Moving on to the second image and comparing the two it’s here where the rift comes out on top ever so slightly, most probably due to the OLED display. The colours are just a little more enhanced compared to the GO. It’s not the best shot for showing off detail due to the director’s effects used here. So we’ll move on to the last image.
Again, this has a lot of lighting effects but at least we can see more details especially on Niki’s skin and that necklace again which can clearly see now is a small dragon. This image simply looks much more crisp and detailed on the GO compared to the RIft. Sadly the slight soft sheen on the Rift makes the image less detailed to look at and with a keen eye you can spot the differences immediately when swapping between the two displays.

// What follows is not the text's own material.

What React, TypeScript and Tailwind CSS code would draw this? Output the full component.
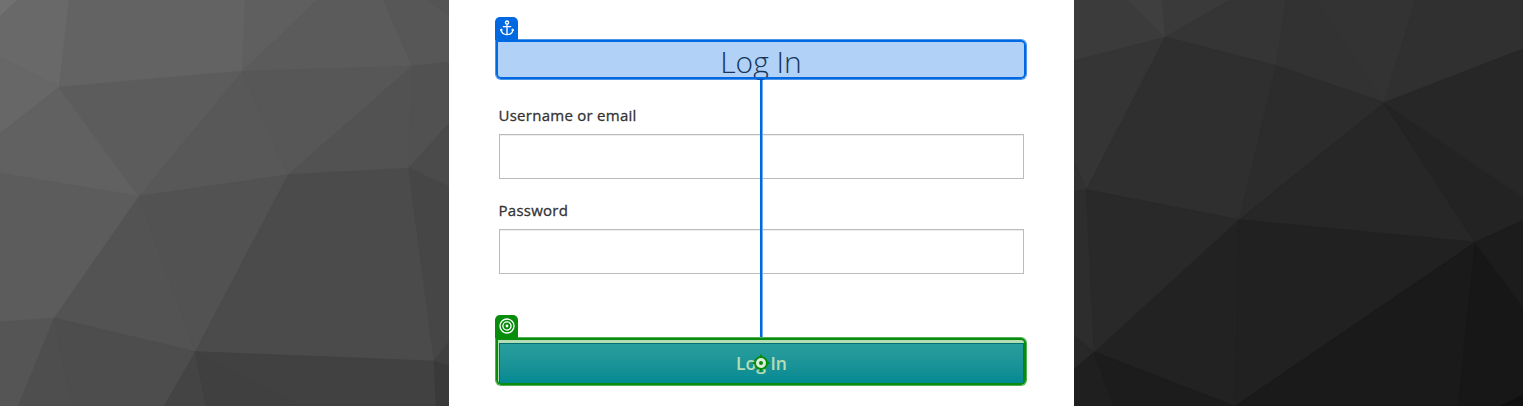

So, to conclude, the GO has a larger sweet spot, better overall image clarity and sharpness, diminished, not completely absent god rays but suffers from chromatic aberration when moving one’s head from one side of the screen to the other fairly fast – something you might do in high action scenes in a movie. The Rift though comes out on top in terms of colour details though thanks to its OLED pannels and just feels a little more vibrant. That said, a massive trade-off is the god rays which although can be ignored are much more pronounced compared to the GO. Black levels are pretty close for both displays I would wager, but the handy brightness control in the GO settings means if you want to tone it down on the fly you can. So in terms of watching video content in VR I would certainly give the Oculus GO a distinct edge over the Rift and the device of choice.